Developing world must move fast to shape the metaverse

In this photo taken on September 30, Visitors take photos in front of an immersive art installation titled 'Machine Hallucinations — Space: Metaverse' by media artist Refik Anadol, which was to be converted into NFT and auctioned online at Sotheby's, at the Digital Art Fair, in Hong Kong, China. Photo taken from mnews.world -
In this photo taken on September 30, Visitors take photos in front of an immersive art installation titled 'Machine Hallucinations — Space: Metaverse' by media artist Refik Anadol, which was to be converted into NFT and auctioned online at Sotheby's, at the Digital Art Fair, in Hong Kong, China. Photo taken from mnews.world -

KIRAN MATHUR MOHAMMED and EDWARD INGLEFIELD

The introduction of a blockchain-based metaverse has the potential to level the playing field for small developing countries in a way that no amount of aid or reparations could ever do.

But if we don’t move fast, we will lose this opportunity to shape the rules of the game and remain relegated to our status as vassal states in an orbit of perpetual stagnation.

Whilst blockchain may be associated with that Bitcoin bro you avoid at parties, and “the metaverse” sounds like a vaguely dystopian version of the Dark Lord Zuckerberg’s fantasies, they are both relatively straightforward concepts.

The metaverse is the digital recreation of the world, including, in its ideal form, human interactions and even consciousness.
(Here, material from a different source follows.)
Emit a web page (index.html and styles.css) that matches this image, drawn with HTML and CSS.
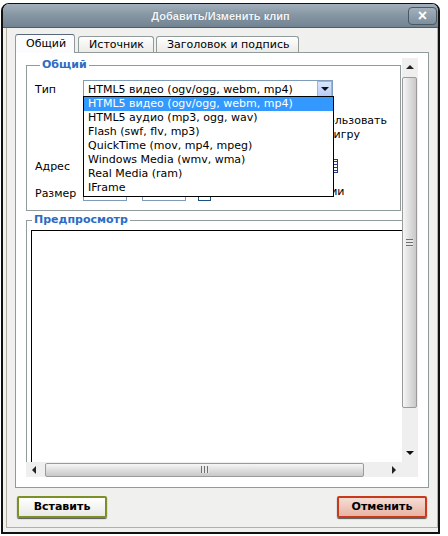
FILE: index.html
```html
<!DOCTYPE html>
<html lang="ru">
<head>
<meta charset="utf-8">
<title>Добавить/Изменить клип</title>
<link rel="stylesheet" href="styles.css">
</head>
<body>
<div class="window">
  <div class="titlebar">
    <span class="spacer"></span>
    <span class="title">Добавить/Изменить клип</span>
    <span class="close">×</span>
  </div>
  <div class="frame">
    <div class="tabs">
      <span class="tab active">Общий</span>
      <span class="tab">Источник</span>
      <span class="tab">Заголовок и подпись</span>
    </div>
    <div class="panel">
      <div class="scroller">
        <div class="viewport">
          <fieldset class="fs fs-general">
            <legend>Общий</legend>
            <div class="row row-type">
              <span class="lbl">Тип</span>
              <div class="select">
                <span class="select-text">HTML5 видео (ogv/ogg, webm, mp4)</span>
                <span class="select-btn"><span class="tri-down"></span></span>
                <ul class="listbox">
                  <li class="sel">HTML5 видео (ogv/ogg, webm, mp4)</li>
                  <li>HTML5 аудио (mp3, ogg, wav)</li>
                  <li>Flash (swf, flv, mp3)</li>
                  <li>QuickTime (mov, mp4, mpeg)</li>
                  <li>Windows Media (wmv, wma)</li>
                  <li>Real Media (ram)</li>
                  <li>IFrame</li>
                </ul>
              </div>
            </div>
            <div class="row row-opts">
              <div class="opt-line l1">Использовать</div>
              <div class="opt-line l2">проигру</div>
            </div>
            <div class="row row-url">
              <span class="lbl">Адрес</span>
              <span class="input url"></span>
              <svg class="browse" width="14" height="14" viewBox="0 0 14 14">
                <rect x="0.5" y="0.5" width="13" height="13" fill="#fff" stroke="#2a3f7a"/>
                <path d="M9 2.5h4M9 5.5h4M9 8.5h4M9 11.5h4" stroke="#2a3f7a" stroke-width="1"/>
                <path d="M3 4h4M3 7h4M3 10h4" stroke="#6d7fae" stroke-width="1"/>
              </svg>
            </div>
            <div class="row row-size">
              <span class="lbl">Размер</span>
              <span class="input num"></span>
              <span class="times">x</span>
              <span class="input num"></span>
              <span class="check"></span>
              <span class="keep">Сохранять пропорции</span>
            </div>
          </fieldset>
          <fieldset class="fs fs-preview">
            <legend>Предпросмотр</legend>
            <div class="preview"></div>
          </fieldset>
        </div>
        <div class="vbar">
          <span class="sb-btn v"><span class="tri-up"></span></span>
          <span class="thumb-v"><span class="grip-v"></span></span>
          <span class="sb-btn v down"><span class="tri-down"></span></span>
        </div>
        <div class="hbar">
          <span class="sb-btn h"><span class="tri-left"></span></span>
          <span class="thumb-h"><span class="grip-h"></span></span>
          <span class="sb-btn h right"><span class="tri-right"></span></span>
        </div>
        <div class="corner"></div>
      </div>
    </div>
    <div class="buttons">
      <span class="btn insert">Вставить</span>
      <span class="btn cancel">Отменить</span>
    </div>
  </div>
</div>
</body>
</html>
```
FILE: styles.css
```css
* { box-sizing: border-box; }
html, body { margin: 0; padding: 0; }
body {
  background: #fff;
  font-family: "DejaVu Sans", Verdana, sans-serif;
  font-size: 11px;
  color: #000;
  width: 448px;
  height: 536px;
  overflow: hidden;
}

.window {
  margin: 3px 0 0 1px;
  width: 439px;
  height: 531px;
  border: 2px solid #111;
  border-top-width: 1px;
  border-radius: 8px 8px 0 0;
  background: #f0f0ee;
  overflow: hidden;
  display: flex;
  flex-direction: column;
}

.titlebar {
  height: 24px;
  flex: none;
  display: grid;
  grid-template-columns: 31px 1fr 31px;
  align-items: center;
  background: linear-gradient(#a2b0bc, #8797a4 45%, #728392);
  border-bottom: 1px solid #4e5d69;
}
.title {
  text-align: center;
  font-family: "Liberation Sans", Arial, sans-serif;
  font-weight: bold;
  font-size: 11px;
  color: #f2f5f8;
  text-shadow: 0 0 1px #56656f;
}
.close {
  justify-self: start;
  margin-left: 1px;
  width: 29px;
  height: 18px;
  border: 1px solid #4a5864;
  border-radius: 4px;
  background: linear-gradient(#a3b1bd, #7d8e9c);
  color: #fff;
  font-family: "Liberation Sans", Arial, sans-serif;
  font-weight: bold;
  font-size: 16px;
  line-height: 15px;
  text-align: center;
}

.frame {
  flex: 1;
  margin: 0 0 4px 3px;
  border: 1px solid #b8afa2;
  border-top: none;
  padding: 6px 0 0 8px;
}

.tabs {
  display: flex;
  align-items: flex-end;
  height: 18px;
}
.tab {
  height: 16px;
  line-height: 15px;
  padding: 0 9px 0 10px;
  margin-right: 2px;
  border: 1px solid #919b9c;
  border-bottom: none;
  border-radius: 3px 3px 0 0;
  background: linear-gradient(#fefefe, #ecebe6);
  white-space: nowrap;
}
.tab.active {
  position: relative;
  z-index: 1;
  height: 19px;
  margin-bottom: -1px;
  margin-right: 3px;
  padding: 0 8px 0 10px;
  line-height: 17px;
  border-top: 1px solid #56687a;
  background: #fcfcfe;
}

.panel {
  width: 414px;
  height: 436px;
  border: 1px solid #919b9c;
  background: #fff;
  padding: 5px 9px 0 10px;
}

.scroller {
  display: grid;
  grid-template-columns: 376px 16px;
  grid-template-rows: 404px 15px;
  width: 392px;
}

.viewport {
  overflow: hidden;
  position: relative;
}

.fs {
  margin: 0;
  padding: 0;
  border: 1px solid #919b9c;
}
.fs legend {
  margin-left: 5px;
  padding: 0 2px;
  line-height: 14px;
  font-weight: bold;
  color: #2b6cc4;
}
.fs-general {
  width: 375px;
  padding: 0 0 8px 8px;
}
.fs-preview {
  width: 400px;
  margin-top: 2px;
  height: 320px;
}

.row {
  display: flex;
  align-items: center;
}
.lbl {
  width: 48px;
  flex: none;
}
.row-type { margin-top: 8px; height: 18px; }
.row-opts {
  margin-top: 16px;
  height: 28px;
  flex-direction: column;
  align-items: stretch;
  padding-left: 48px;
}
.opt-line { height: 14px; line-height: 14px; text-align: right; white-space: nowrap; }
.opt-line.l1 { width: 304px; }
.opt-line.l2 { width: 277px; }
.row-url { margin-top: 16px; height: 16px; }
.row-size { margin-top: 11px; height: 17px; align-items: flex-start; }
.row-size .keep, .row-size .times { line-height: 14px; }
.row-size .lbl { line-height: 14px; padding-top: 2px; }

.select {
  position: relative;
  width: 250px;
  height: 18px;
  border: 1px solid #7f9db9;
  background: #fff;
  display: flex;
  align-items: center;
  padding-left: 4px;
}
.select-text { flex: 1; white-space: nowrap; line-height: 15px; }
.select-btn {
  width: 15px;
  height: 16px;
  border: 1px solid #9cb4de;
  background: linear-gradient(#d9e5fc, #b9cdf7);
  display: flex;
  align-items: center;
  justify-content: center;
}
.tri-down, .tri-up, .tri-left, .tri-right { width: 0; height: 0; display: block; }
.tri-down { border-left: 4px solid transparent; border-right: 4px solid transparent; border-top: 4px solid #111; }
.tri-up { border-left: 4px solid transparent; border-right: 4px solid transparent; border-bottom: 4px solid #222; }
.tri-left { border-top: 4px solid transparent; border-bottom: 4px solid transparent; border-right: 4px solid #222; }
.tri-right { border-top: 4px solid transparent; border-bottom: 4px solid transparent; border-left: 4px solid #222; }

.listbox {
  position: absolute;
  z-index: 5;
  top: calc(100% - 1px);
  left: -1px;
  width: 251px;
  margin: 0;
  padding: 0 0 1px;
  list-style: none;
  border: 1px solid #000;
  background: #fff;
}
.listbox li {
  height: 14px;
  line-height: 14px;
  padding-left: 4px;
  white-space: nowrap;
}
.listbox li.sel { background: #3399ff; color: #fff; }

.input {
  height: 16px;
  border: 1px solid #7f9db9;
  background: #fff;
  flex: none;
}
.input.url { width: 238px; }
.browse { margin-left: 3px; flex: none; }
.input.num { width: 44px; }
.times { width: 15px; text-align: center; }
.check {
  width: 13px;
  height: 13px;
  margin: 3px 5px 0 12px;
  border: 1px solid #1c5180;
  background: #fff;
  flex: none;
}
.keep { white-space: nowrap; }

.preview {
  margin: 3px 0 0 4px;
  width: 384px;
  height: 300px;
  border: 1px solid #000;
  background: #fff;
}

.vbar {
  background: #efefef;
  display: flex;
  flex-direction: column;
}
.sb-btn {
  display: flex;
  align-items: center;
  justify-content: center;
  flex: none;
}
.sb-btn.v { height: 17px; width: 15px; }
.sb-btn.v.down { margin-top: auto; height: 18px; }
.thumb-v {
  margin-top: 2px;
  width: 15px;
  height: 331px;
  border: 1px solid #9a9a9a;
  border-radius: 2px;
  background: linear-gradient(to right, #f6f6f6, #dcdcdc 55%, #c8c8c8);
  display: flex;
  align-items: center;
  justify-content: center;
}
.grip-v {
  width: 7px;
  height: 8px;
  background: repeating-linear-gradient(#6f6f6f 0 1px, #e8e8e8 1px 3px);
}
.hbar {
  background: #efefef;
  display: flex;
  align-items: center;
}
.sb-btn.h { width: 16px; height: 15px; }
.sb-btn.h.right { margin-left: auto; }
.thumb-h {
  margin-left: 3px;
  width: 319px;
  height: 14px;
  border: 1px solid #9a9a9a;
  border-radius: 2px;
  background: linear-gradient(#f6f6f6, #dcdcdc 55%, #c8c8c8);
  display: flex;
  align-items: center;
  justify-content: center;
}
.grip-h {
  width: 8px;
  height: 7px;
  background: repeating-linear-gradient(to right, #6f6f6f 0 1px, #e8e8e8 1px 3px);
}
.corner { background: #efefef; }

.buttons {
  width: 414px;
  margin-top: 8px;
  padding: 0 2px;
  display: flex;
  justify-content: space-between;
}
.btn {
  width: 90px;
  height: 22px;
  line-height: 18px;
  text-align: center;
  font-weight: bold;
  border: 2px solid;
  border-radius: 2px;
  box-shadow: 0 1px 1px #555;
}
.btn.insert {
  border-color: #7b9128;
  background: linear-gradient(#ffffff, #e9e9e6);
}
.btn.cancel {
  border-color: #c83a1c;
  background: linear-gradient(#f6ddd5, #e8b3a4);
}
```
Much like communism, that ideal form is far from (even virtual) reality. But we have the tools right now to make a reasonable hash at replicating many of our sensory experiences in a virtual environment.

Blockchain is a digital ledger – a means of recording anything in a near-unalterable form online, without any duplication. In short, an accountant’s paradise.

How do the two come together? Simply: in order to recreate a digital environment with some type of fidelity to the real world, it is critical for duplication to be avoided, and all digital representations clearly recorded. Hence blockchain is very likely to be part of the plumbing of the metaverse.

The metaverse, however, is likely to be a messy place. As much as The Artist formerly known as Facebook may wish it otherwise, there are likely to be a number of platforms competing to be the underpinning of the digital world. Getting them to talk to each other will be a pain.

In the short term, these platforms will really be a rough agglomeration of software and hardware built by hundreds of different companies. This includes realistic graphics, visual and sound effects, plus the blockchain-based plumbing that will permit transactions, legal or financial, in the digital world. These will be combined with “hardware” that enables advanced haptics (technology that recreates the sensation of touch) and better wearables that mean you won’t have to walk around looking like a Daft Punk cover band to enter the digital world.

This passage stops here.